Usability is defined as how a product does a specific job. Products may have the design and capabilities to live up to its function, as the example of the hammer in class can be used to put support nails into a new painting on the wall. However, if you’re using nails 50 mils in diameter and 1 inch in length, you may not want to use a large hammer designed for creating the framing of a new house. Another example is how there adult size and child size cuffs for testing blood pressure in the medical industry. There was a time I was admitted into the ER and when the nurse took my blood pressure, she had this confused look on her face. After asking me a few questions, the readings displayed didn’t match how I was feeling. (Note: I was about 22 going in for abdominal pain, not heart issues.) She stood there and then had a smile on her face as a light bulb turned on above her head. She walked out of the room and came back with a bright colored cuff and wrapped it around my arm. She laughed when reading the display stating “now that’s better.” Not feeling well, I was trying to make out the difference of what she did. She held up both cuffs up in the air and that is when I realized one was the adult size cuff (the first one) and the brightly colored one was the child one.

Some of the problems stated in class about industrial design are profit without value products, objective fetishization, conspicuous consumption and elitism and exclusively. As the last two relate to each other in some extent, I will focus on these two and provides examples of these issues. Conspicuous consumption are attract consumers who are always looking for the next best thing to show off to their peers. They waste time and money such as much as they consume. Most of the time these type of consumers purchase these particular items to exemplify their status in the nation. Celebrities are a great example of conspicuous consumers where they have so much money they don’t know what to do with- no wonder the paparazzi follow them! The example I’m going to share is the short fling of Kim Kardashian and Kris Humphries. The engagement ring presented to the superficial actress was a 20 carat diamond worth $2 million; which was a discounted price from what I was told. Every woman loves diamonds, but honestly that’s too much. I don’t know if I’d be able to handle a 2 carat diamond when I get engaged.

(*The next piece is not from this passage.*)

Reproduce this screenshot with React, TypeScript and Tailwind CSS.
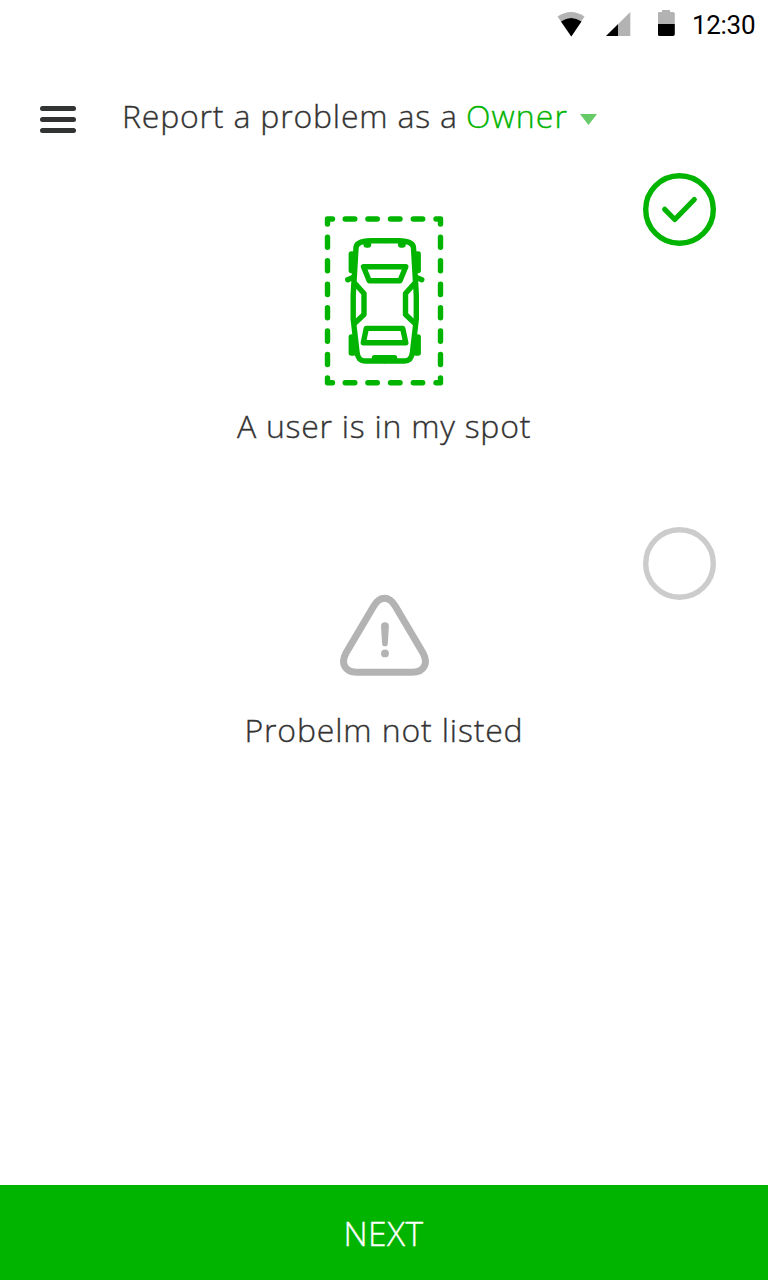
import React from "react";

const label =
  "font-['Open_Sans','Noto_Sans',sans-serif] font-light text-[32px] leading-[44px] whitespace-nowrap [-webkit-text-stroke:0.35px_currentColor]";

function StatusBar() {
  return (
    <div className="flex h-[50px] items-center justify-end pr-[13px]">
      <svg className="mr-[21px]" width="28" height="50" viewBox="557 0 28 50">
        <path d="M557.5 16.5Q571 7.5 584.5 16.5L571.3 36.5Z" fill="#b3b3b3" />
        <path d="M561 21.5Q571 14.5 581.5 21.5L571.3 36.5Z" fill="#000" />
      </svg>
      <svg className="mr-[27px]" width="25" height="50" viewBox="606 0 25 50">
        <path d="M606 36L630.3 12V36Z" fill="#b3b3b3" />
        <path d="M606 36L618 24.3V36Z" fill="#000" />
      </svg>
      <svg className="mr-[17px]" width="17" height="50" viewBox="658 0 17 50">
        <path
          d="M662 10h8v2h3a1.8 1.8 0 0 1 1.8 1.8V24h-17V13.800a1.800 1.800 0 0 1 1.800-1.800h2.400z"
          fill="#b3b3b3"
        />
        <path d="M657.800 24h17v10.200a1.800 1.800 0 0 1-1.800 1.800h-13.400a1.800 1.800 0 0 1-1.800-1.800z" fill="#000" />
      </svg>
      <span className="w-[63px] whitespace-nowrap font-['Roboto',sans-serif] text-[26px] leading-[50px] tracking-[-0.3px] text-black">
        12:30
      </span>
    </div>
  );
}

function Header() {
  return (
    <header className="flex h-[88px] items-start pt-[44px] pl-[40px]">
      <button aria-label="Menu" className="mt-[12px] flex w-[36px] flex-col gap-[6px]">
        <span className="h-[5px] rounded-full bg-[#323333]" />
        <span className="h-[5px] rounded-full bg-[#323333]" />
        <span className="h-[5px] rounded-full bg-[#323333]" />
      </button>
      <h1 className={`${label} ml-[46px] w-[344px] text-[#333] tracking-[0.8px]`}>Report a problem as a</h1>
      <button className="flex items-start">
        <span className={`${label} w-[114px] text-left text-[#00b400] tracking-[1.1px]`}>Owner</span>
        <svg className="mt-[20px]" width="17" height="11" viewBox="0 0 17 11">
          <path d="M0 0H17L8.500 11Z" fill="#66ca66" />
        </svg>
      </button>
    </header>
  );
}

function CarIcon() {
  const half = (
    <>
      <path d="M384 240.700H371Q356 241 356 248L353.200 295L353.200 319L357 352Q358 361 365 361H384" />
      <path d="M355.500 284L364 293.500V314.500L355.500 322.500" />
      <path d="M347.700 279.700L353 277.500" />
      <path d="M351.300 254V270.500M353 254V270.500M351.300 337V353M353.500 337V353" />
    </>
  );
  return (
    <svg width="120" height="170" viewBox="324 216 120 170" fill="none" stroke="#00b400" strokeWidth="5.400" strokeLinecap="round" strokeLinejoin="round">
      <g>
        <path d="M327.500 224V219H332.500M436 219H440.500V224M327.500 378V382.700H332.500M436 382.700H440.500V378" />
        <path d="M345.200 219H354.800M367.900 219H377.300M390.500 219H400M413.300 219H422.700" />
        <path d="M345.200 382.700H354.800M367.900 382.700H377.300M390.500 382.700H400M413.300 382.700H422.700" />
        <path d="M327.500 237.200V247.200M327.500 260.600V270.800M327.500 284.200V294.500M327.500 307.700V317.700M327.500 331V341.200M327.500 354.500V364.500" />
        <path d="M440.500 237.200V247.200M440.500 260.600V270.800M440.500 284.200V294.500M440.500 307.700V317.700M440.500 331V341.200M440.500 354.500V364.500" />
      </g>
      <g>{half}</g>
      <g transform="translate(769.5 0) scale(-1 1)">{half}</g>
      <path d="M363.500 266.800H405.800L400 280.800H369.200Z" />
      <path d="M366.300 328.400H402.700L405.800 342.800H363.300Z" />
      <path d="M374.500 357.800H394.500" />
      <path d="M366.700 244.500H368M401.200 244.500H402.500" strokeWidth="6.500" />
    </svg>
  );
}

function WarningIcon() {
  return (
    <svg className="ml-[2px]" width="90" height="82" viewBox="340 594 90 82">
      <path
        d="M384.500 598.300C389 598.300 392 600.500 395.500 606.500L423 653C428.500 663 424.500 672.300 412 672.300H357C344.500 672.300 340.500 663 346 653L373.500 606.500C377 600.500 380 598.300 384.500 598.300Z"
        fill="none"
        stroke="#b3b3b3"
        strokeWidth="7"
      />
      <path d="M381 626.300a3.900 3.900 0 0 1 7.900 0L387.800 643.500a2.850 2.850 0 0 1-5.700 0z" fill="#b3b3b3" />
      <circle cx="385" cy="653.400" r="3.900" fill="#b3b3b3" />
    </svg>
  );
}

function Radio({ checked }: { checked: boolean }) {
  return (
    <svg className="ml-auto mr-[52px] block" width="73" height="73" viewBox="0 0 73 73" fill="none">
      <circle cx="36.500" cy="36.500" r="33.800" stroke={checked ? "#00b400" : "#cccccc"} strokeWidth="5.400" />
      {checked && (
        <path d="M21.700 36.300L31.800 46.500L51.300 26.500" stroke="#00b400" strokeWidth="5.200" strokeLinecap="round" strokeLinejoin="round" />
      )}
    </svg>
  );
}

export default function App() {
  return (
    <div className="flex h-[1280px] w-[768px] flex-col overflow-hidden bg-white">
      <StatusBar />
      <Header />
      <main className="flex-1">
        <section className="h-[354px] pt-[35px]">
          <Radio checked />
          <div className="-mt-[30px] flex flex-col items-center">
            <CarIcon />
            <p className={`${label} mt-[18px] tracking-[0.75px] text-[#333]`}>A user is in my spot</p>
          </div>
        </section>
        <section className="pt-[35px]">
          <Radio checked={false} />
          <div className="-mt-[6px] flex flex-col items-center">
            <WarningIcon />
            <p className={`${label} mt-[32px] tracking-[0.85px] text-[#333]`}>Probelm not listed</p>
          </div>
        </section>
      </main>
      <button className="h-[95px] w-full bg-[#00b400] pr-[1px] font-['Open_Sans','Noto_Sans',sans-serif] text-[33.500px] leading-[44px] font-light tracking-[0.5px] text-white [-webkit-text-stroke:0.35px_currentColor]">
        NEXT
      </button>
    </div>
  );
}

For elitism and exclusive purchasing, the relates more to individual groups purchasing key sets of products that will ultimately move the entire market in that direction eliminating the option of low cost alternatives. With everyone being obsessed with the best health and fad diets, the examples I think of here are items purchased at Trader Joe’s or like organic health markets. The items are run on average 60% higher cost compared to your local Fry’s Marketplace store and most of the time if you actually read the label, what you get at Fry’s is healthier!